Hybrid Architectures
In practice, many systems are converging toward hybrid models. Retrieval-augmented generation combines elements of ranking and reasoning. Documents are retrieved based on relevance, and then a model generates a response using those documents.
This approach attempts to balance the strengths of both systems. Retrieval provides grounding in external sources. Generation provides synthesis and usability.
However, hybrid systems inherit tradeoffs from both sides. They must manage the complexity of retrieval while also addressing the interpretability challenges of generation.
The design of these systems reflects ongoing experimentation. There is no single dominant model, and different platforms emphasize different balances between ranking and reasoning.
Implications for Information Systems
The distinction between ranking and reasoning has broader implications for how information systems are understood.
Ranking systems align with a model of the web as a network of documents. Value is distributed across nodes, and navigation is a central activity.
Reasoning systems align with a model of the system as an interpreter. Value is concentrated in the ability to produce useful responses, and interaction is centered on dialogue.
These models coexist, but they emphasize different aspects of information access. The transition between them is not a simple replacement but a reconfiguration of roles, incentives, and interfaces.
Conclusion: Two Logics, Ongoing Interaction
Ranking and reasoning represent two different logics of information. One organizes and orders. The other interprets and synthesizes.

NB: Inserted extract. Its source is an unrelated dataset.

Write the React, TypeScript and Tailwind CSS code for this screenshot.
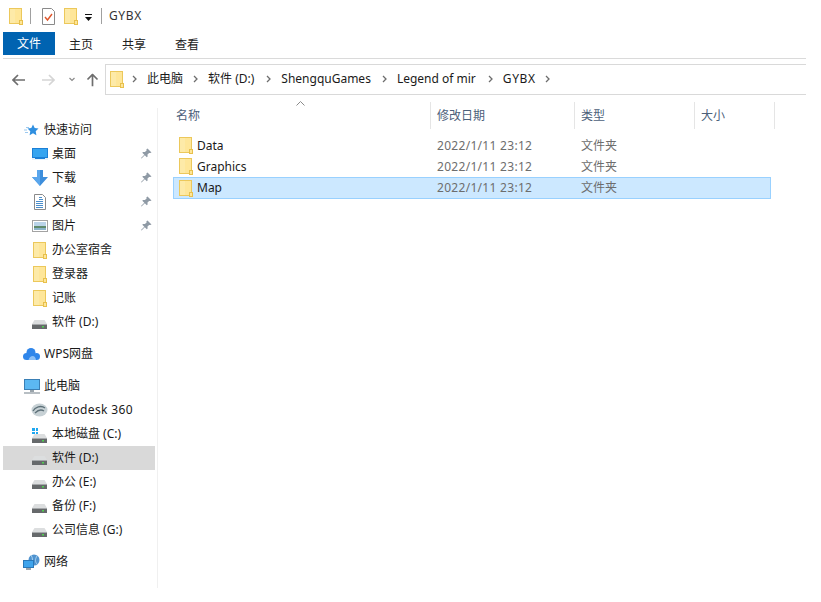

The shift toward reasoning systems does not eliminate ranking. It changes how ranking is used, often moving it behind the interface as part of retrieval processes that support generation.
Understanding this distinction clarifies why current changes in search and AI feel structural rather than incremental. The systems are not only evolving in capability. They are operating according to different principles.
These principles shape how information is produced, distributed, and consumed. The interaction between them is likely to define the next phase of digital information systems.